Hmm. If syscall::: is kosher, I imagine you can intercept communication with the sound server. On linux you’d be looking for the payload of writes to /dev/dsp; maybe for mac is it’s some mach’ed out port rpc thingy, but the principle is the same.
AHL you don’t necessarily have to agree with me (;-)
I simply found out, the hard way, that the stuff *I* needed for my day-to-day computing activities was NOT in OS X, but instead in something called "OS X server", at which point it’s way cheaper and simper for me to go back to, and stick with Solaris. (Surprise!, surprise!)

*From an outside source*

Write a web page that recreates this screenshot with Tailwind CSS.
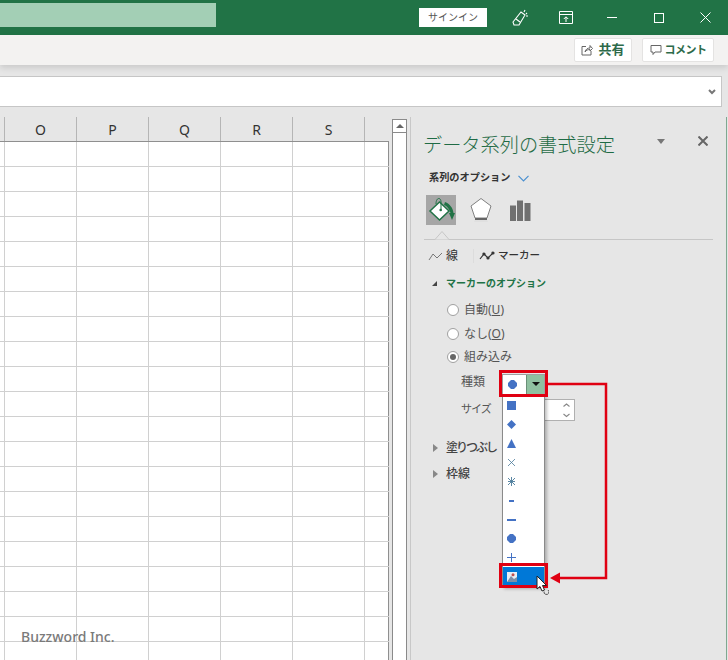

But be that as it may, if I were cracking this thing, I would hook myself on to "libSystem.B.dylib", as that seems to me the place to start digging.
(I thought we lived in a world where cracking software was obsolete. Thanks a whole bunch uncle Steve for proving me wrong!)
@kma Unsurprisingly, you’re thinking too hard. It appears that an error is generated every time a pid provider probe is hit, but this doesn’t make processes as untraceable as I think was intended.
What about those ‘Probe ID’ values?
"The probe ID is the system-wide unique identifier for the probe as listed in the output of dtrace -l."
..so I would guess that may be a bit of an open door?
Hmm, since the pid provider mostly just lets you know when a subroutine is entered and exited, and the errors being spewed by the pid provider above give you the same info…
Seems like a little scripting could reduce the error messages into working information about the what routines are being called. Probably harder or impossible to get useful info like how much time was spent in each routine, but still could be some good stuff.
@Nigel, Peter You’re both spot on. In fact it should be quite possible to determine how much time was spent in various functions. Anyone care to distill that idea to D? It’s a bit tricky.
For those of you still paying attention: I updated this post to include the details of how to extract data from an obfuscated process.